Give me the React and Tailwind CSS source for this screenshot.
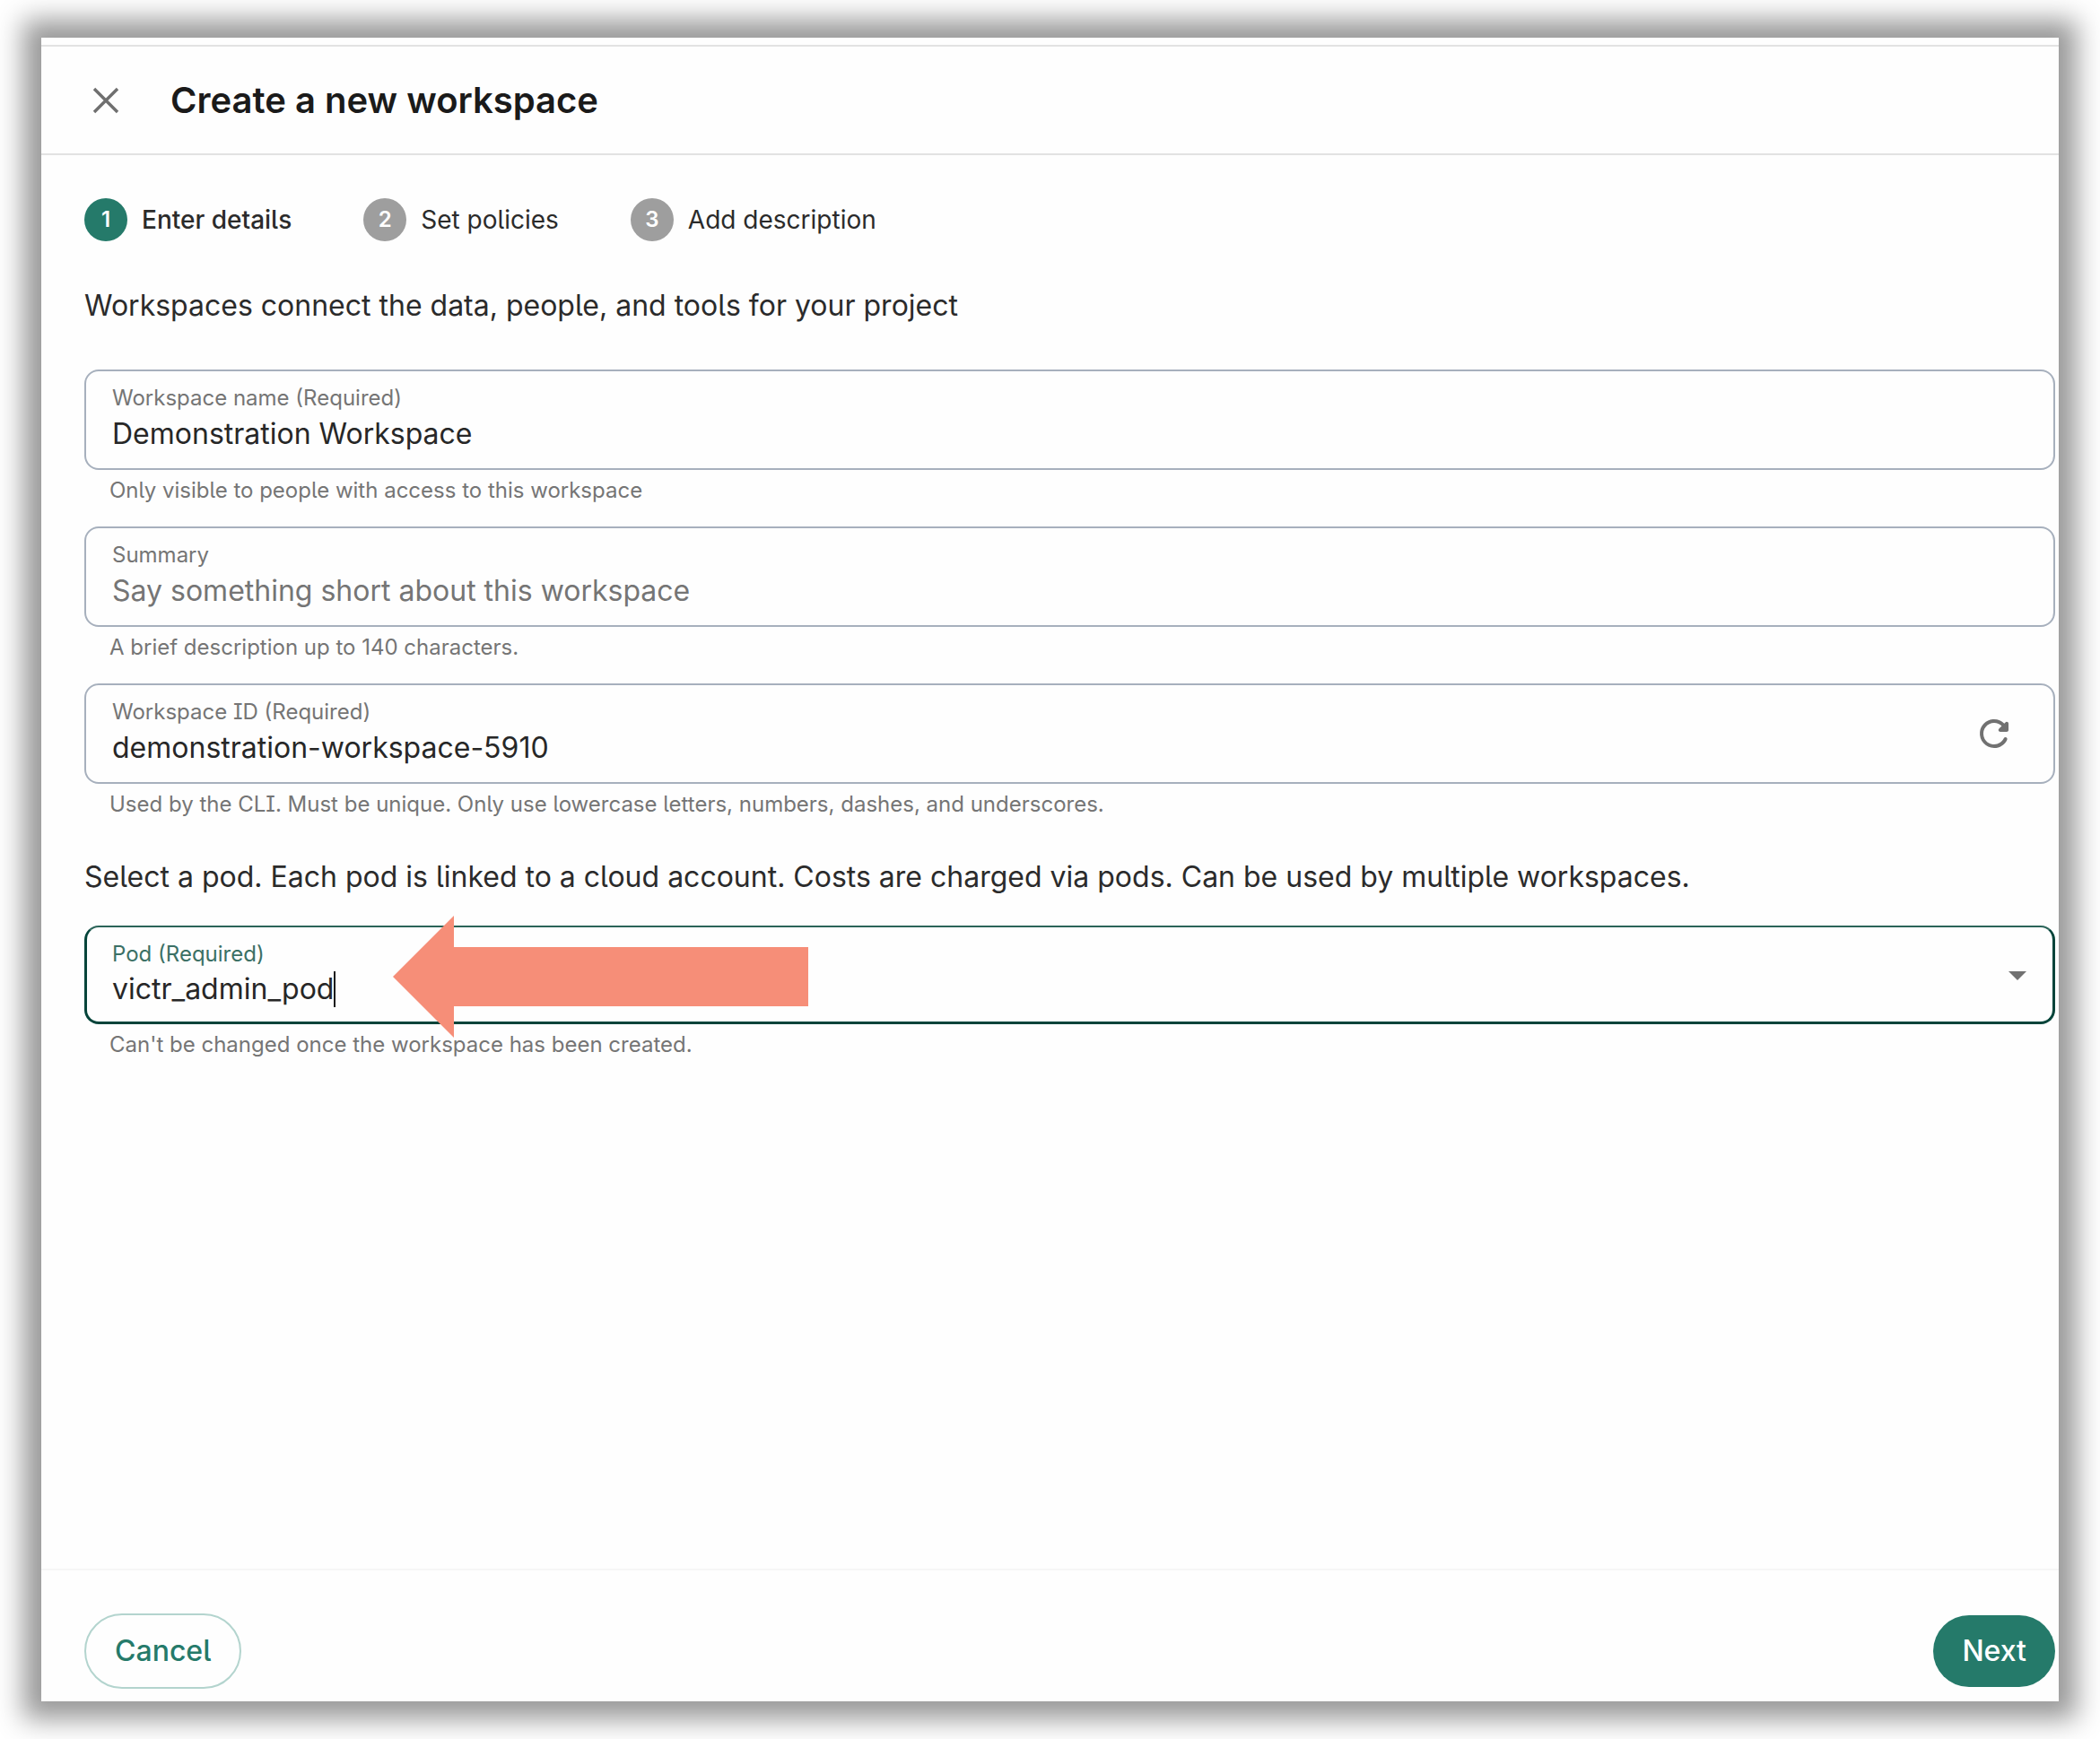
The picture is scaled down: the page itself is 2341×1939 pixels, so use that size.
const steps = [
  { label: "Enter details", active: true },
  { label: "Set policies", active: false },
  { label: "Add description", active: false },
];

function CloseIcon() {
  return (
    <svg viewBox="0 0 48 48" className="size-12" aria-hidden="true">
      <path d="M11 11 37 37M37 11 11 37" stroke="currentColor" strokeWidth="3.4" fill="none" />
    </svg>
  );
}

function RefreshIcon() {
  return (
    <svg viewBox="0 0 24 24" fill="currentColor" className="size-12" aria-hidden="true">
      <path d="M17.65 6.35c-1.63-1.63-3.94-2.57-6.48-2.31-3.67.37-6.69 3.35-7.1 7.02C3.52 15.91 7.27 20 12 20c3.19 0 5.93-1.87 7.21-4.56.32-.67-.16-1.44-.9-1.44-.37 0-.72.2-.88.53-1.13 2.43-3.84 3.97-6.8 3.31-2.22-.49-4.01-2.3-4.48-4.52C5.31 9.44 8.26 6 12 6c1.66 0 3.14.69 4.22 1.78l-1.51 1.51c-.63.63-.19 1.71.7 1.71H19c.55 0 1-.45 1-1V6.41c0-.89-1.08-1.34-1.71-.71l-.64.65z" />
    </svg>
  );
}

function DropIcon() {
  return (
    <svg viewBox="0 0 24 24" fill="currentColor" className="size-12" aria-hidden="true">
      <path d="m7 10 5 5 5-5z" />
    </svg>
  );
}

function Arrow() {
  return (
    <svg
      viewBox="0 0 463 136"
      className="pointer-events-none absolute top-[-11px] left-[344px] h-[136px] w-[463px]"
      aria-hidden="true"
    >
      <path d="M0 68 68 0V35H463V101H68V136Z" fill="#f68e78" />
    </svg>
  );
}

function Helper({ id, children }) {
  return (
    <p id={id} className="mt-[7px] pl-7 text-[24px] leading-8 text-[#757575]">
      {children}
    </p>
  );
}

function TextField({ id, label, helper, action, ...input }) {
  return (
    <div>
      <div className="flex h-28 items-center rounded-2xl border-2 border-[#a7b0bd] pr-[42px] pl-[29px]">
        <div className="flex min-w-0 flex-1 flex-col gap-1 self-start pt-3.5">
          <label htmlFor={id} className="text-[24px] leading-8 text-[#757575]">
            {label}
          </label>
          <input
            id={id}
            type="text"
            aria-describedby={id + "-help"}
            className="h-10 w-full bg-transparent text-[32px] leading-10 text-[#272727] outline-none placeholder:text-[#757575]"
            {...input}
          />
        </div>
        {action}
      </div>
      <Helper id={id + "-help"}>{helper}</Helper>
    </div>
  );
}

export default function App() {
  return (
    <div className="flex min-h-screen flex-col bg-white px-[46px] py-[42px] font-[Inter,sans-serif] text-[#2b2b2b] [font-feature-settings:'cv05','cv08']">
      <div className="flex flex-1 flex-col bg-[#fefefe] pt-2 shadow-[0_0_28px_20px_#999999]">
        <header className="flex h-[123px] items-center gap-12 border-y-2 border-[#e2e2e2] pl-12">
          <button type="button" aria-label="Close" className="text-[#6f6f6f]">
            <CloseIcon />
          </button>
          <h1 className="text-[40px] leading-12 font-semibold text-[#1a1a1a]">Create a new workspace</h1>
        </header>

        <main className="flex-1 pt-12 pr-1 pl-12">
          <ol className="flex gap-20">
            {steps.map((step, i) => (
              <li key={step.label} className="flex items-center gap-4">
                <span
                  className={
                    step.active
                      ? "flex size-12 items-center justify-center rounded-full bg-[#257a6a] text-[24px] font-semibold text-white"
                      : "flex size-12 items-center justify-center rounded-full bg-[#9e9e9e] text-[24px] font-semibold text-white"
                  }
                >
                  {i + 1}
                </span>
                <span className={step.active ? "text-[28px] leading-10 font-medium" : "text-[28px] leading-10"}>
                  {step.label}
                </span>
              </li>
            ))}
          </ol>

          <p className="mt-12 text-[32px] leading-12">
            Workspaces connect the data, people, and tools for your project
          </p>

          <div className="mt-[47px] flex flex-col gap-6">
            <TextField
              id="name"
              label="Workspace name (Required)"
              defaultValue="Demonstration Workspace"
              helper="Only visible to people with access to this workspace"
            />
            <TextField
              id="summary"
              label="Summary"
              placeholder="Say something short about this workspace"
              helper="A brief description up to 140 characters."
            />
            <TextField
              id="workspace-id"
              label="Workspace ID (Required)"
              defaultValue="demonstration-workspace-5910"
              helper="Used by the CLI. Must be unique. Only use lowercase letters, numbers, dashes, and underscores."
              action={
                <button type="button" aria-label="Generate a new ID" className="text-[#717171]">
                  <RefreshIcon />
                </button>
              }
            />
          </div>

          <p className="mt-[41px] text-[32px] leading-12">
            Select a pod. Each pod is linked to a cloud account. Costs are charged via pods. Can be used by multiple
            workspaces.
          </p>

          <div className="relative mt-[30px]">
            <div className="flex h-[110px] items-center rounded-2xl border-3 border-t-2 border-[#04443a] border-t-[#2b6459] pr-[15px] pl-7">
              <div className="flex min-w-0 flex-1 flex-col gap-[3px] self-start pt-3.5">
                <label htmlFor="pod" className="text-[24px] leading-8 text-[#3b7065]">
                  Pod (Required)
                </label>
                <div className="flex h-10 items-center">
                  <input
                    id="pod"
                    type="text"
                    role="combobox"
                    aria-expanded="false"
                    aria-describedby="pod-help"
                    defaultValue="victr_admin_pod"
                    className="h-10 bg-transparent text-[32px] leading-10 text-[#272727] outline-none [field-sizing:content]"
                  />
                  <span className="h-10 w-0.5 bg-[#1a1a1a]" />
                </div>
              </div>
              <button type="button" aria-label="Show pods" className="text-[#717171]">
                <DropIcon />
              </button>
            </div>
            <Helper id="pod-help">Can't be changed once the workspace has been created.</Helper>
            <Arrow />
          </div>
        </main>

        <footer className="flex items-center justify-between border-t-2 border-[#f6f6f6] pt-12 pr-1 pb-3.5 pl-12">
          <button
            type="button"
            className="h-[84px] rounded-full border-2 border-[#b3d4ce] px-8 text-[32px] font-medium text-[#257a6a]"
          >
            Cancel
          </button>
          <button type="button" className="h-20 rounded-full bg-[#257a6a] px-8 text-[32px] font-medium text-white">
            Next
          </button>
        </footer>
      </div>
    </div>
  );
}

> **Written problem**: Using the data above, write out every line exactly, leaving the images behind.

> **Answer for the task**:
Give me the React and Tailwind CSS source for this screenshot.
The picture is scaled down: the page itself is 2341×1939 pixels, so use that size.
const steps = [
  { label: "Enter details", active: true },
  { label: "Set policies", active: false },
  { label: "Add description", active: false },
];

function CloseIcon() {
  return (
    <svg viewBox="0 0 48 48" className="size-12" aria-hidden="true">
      <path d="M11 11 37 37M37 11 11 37" stroke="currentColor" strokeWidth="3.4" fill="none" />
    </svg>
  );
}

function RefreshIcon() {
  return (
    <svg viewBox="0 0 24 24" fill="currentColor" className="size-12" aria-hidden="true">
      <path d="M17.65 6.35c-1.63-1.63-3.94-2.57-6.48-2.31-3.67.37-6.69 3.35-7.1 7.02C3.52 15.91 7.27 20 12 20c3.19 0 5.93-1.87 7.21-4.56.32-.67-.16-1.44-.9-1.44-.37 0-.72.2-.88.53-1.13 2.43-3.84 3.97-6.8 3.31-2.22-.49-4.01-2.3-4.48-4.52C5.31 9.44 8.26 6 12 6c1.66 0 3.14.69 4.22 1.78l-1.51 1.51c-.63.63-.19 1.71.7 1.71H19c.55 0 1-.45 1-1V6.41c0-.89-1.08-1.34-1.71-.71l-.64.65z" />
    </svg>
  );
}

function DropIcon() {
  return (
    <svg viewBox="0 0 24 24" fill="currentColor" className="size-12" aria-hidden="true">
      <path d="m7 10 5 5 5-5z" />
    </svg>
  );
}

function Arrow() {
  return (
    <svg
      viewBox="0 0 463 136"
      className="pointer-events-none absolute top-[-11px] left-[344px] h-[136px] w-[463px]"
      aria-hidden="true"
    >
      <path d="M0 68 68 0V35H463V101H68V136Z" fill="#f68e78" />
    </svg>
  );
}

function Helper({ id, children }) {
  return (
    <p id={id} className="mt-[7px] pl-7 text-[24px] leading-8 text-[#757575]">
      {children}
    </p>
  );
}

function TextField({ id, label, helper, action, ...input }) {
  return (
    <div>
      <div className="flex h-28 items-center rounded-2xl border-2 border-[#a7b0bd] pr-[42px] pl-[29px]">
        <div className="flex min-w-0 flex-1 flex-col gap-1 self-start pt-3.5">
          <label htmlFor={id} className="text-[24px] leading-8 text-[#757575]">
            {label}
          </label>
          <input
            id={id}
            type="text"
            aria-describedby={id + "-help"}
            className="h-10 w-full bg-transparent text-[32px] leading-10 text-[#272727] outline-none placeholder:text-[#757575]"
            {...input}
          />
        </div>
        {action}
      </div>
      <Helper id={id + "-help"}>{helper}</Helper>
    </div>
  );
}

export default function App() {
  return (
    <div className="flex min-h-screen flex-col bg-white px-[46px] py-[42px] font-[Inter,sans-serif] text-[#2b2b2b] [font-feature-settings:'cv05','cv08']">
      <div className="flex flex-1 flex-col bg-[#fefefe] pt-2 shadow-[0_0_28px_20px_#999999]">
        <header className="flex h-[123px] items-center gap-12 border-y-2 border-[#e2e2e2] pl-12">
          <button type="button" aria-label="Close" className="text-[#6f6f6f]">
            <CloseIcon />
          </button>
          <h1 className="text-[40px] leading-12 font-semibold text-[#1a1a1a]">Create a new workspace</h1>
        </header>

        <main className="flex-1 pt-12 pr-1 pl-12">
          <ol className="flex gap-20">
            {steps.map((step, i) => (
              <li key={step.label} className="flex items-center gap-4">
                <span
                  className={
                    step.active
                      ? "flex size-12 items-center justify-center rounded-full bg-[#257a6a] text-[24px] font-semibold text-white"
                      : "flex size-12 items-center justify-center rounded-full bg-[#9e9e9e] text-[24px] font-semibold text-white"
                  }
                >
                  {i + 1}
                </span>
                <span className={step.active ? "text-[28px] leading-10 font-medium" : "text-[28px] leading-10"}>
                  {step.label}
                </span>
              </li>
            ))}
          </ol>

          <p className="mt-12 text-[32px] leading-12">
            Workspaces connect the data, people, and tools for your project
          </p>

          <div className="mt-[47px] flex flex-col gap-6">
            <TextField
              id="name"
              label="Workspace name (Required)"
              defaultValue="Demonstration Workspace"
              helper="Only visible to people with access to this workspace"
            />
            <TextField
              id="summary"
              label="Summary"
              placeholder="Say something short about this workspace"
              helper="A brief description up to 140 characters."
            />
            <TextField
              id="workspace-id"
              label="Workspace ID (Required)"
              defaultValue="demonstration-workspace-5910"
              helper="Used by the CLI. Must be unique. Only use lowercase letters, numbers, dashes, and underscores."
              action={
                <button type="button" aria-label="Generate a new ID" className="text-[#717171]">
                  <RefreshIcon />
                </button>
              }
            />
          </div>

          <p className="mt-[41px] text-[32px] leading-12">
            Select a pod. Each pod is linked to a cloud account. Costs are charged via pods. Can be used by multiple
            workspaces.
          </p>

          <div className="relative mt-[30px]">
            <div className="flex h-[110px] items-center rounded-2xl border-3 border-t-2 border-[#04443a] border-t-[#2b6459] pr-[15px] pl-7">
              <div className="flex min-w-0 flex-1 flex-col gap-[3px] self-start pt-3.5">
                <label htmlFor="pod" className="text-[24px] leading-8 text-[#3b7065]">
                  Pod (Required)
                </label>
                <div className="flex h-10 items-center">
                  <input
                    id="pod"
                    type="text"
                    role="combobox"
                    aria-expanded="false"
                    aria-describedby="pod-help"
                    defaultValue="victr_admin_pod"
                    className="h-10 bg-transparent text-[32px] leading-10 text-[#272727] outline-none [field-sizing:content]"
                  />
                  <span className="h-10 w-0.5 bg-[#1a1a1a]" />
                </div>
              </div>
              <button type="button" aria-label="Show pods" className="text-[#717171]">
                <DropIcon />
              </button>
            </div>
            <Helper id="pod-help">Can't be changed once the workspace has been created.</Helper>
            <Arrow />
          </div>
        </main>

        <footer className="flex items-center justify-between border-t-2 border-[#f6f6f6] pt-12 pr-1 pb-3.5 pl-12">
          <button
            type="button"
            className="h-[84px] rounded-full border-2 border-[#b3d4ce] px-8 text-[32px] font-medium text-[#257a6a]"
          >
            Cancel
          </button>
          <button type="button" className="h-20 rounded-full bg-[#257a6a] px-8 text-[32px] font-medium text-white">
            Next
          </button>
        </footer>
      </div>
    </div>
  );
}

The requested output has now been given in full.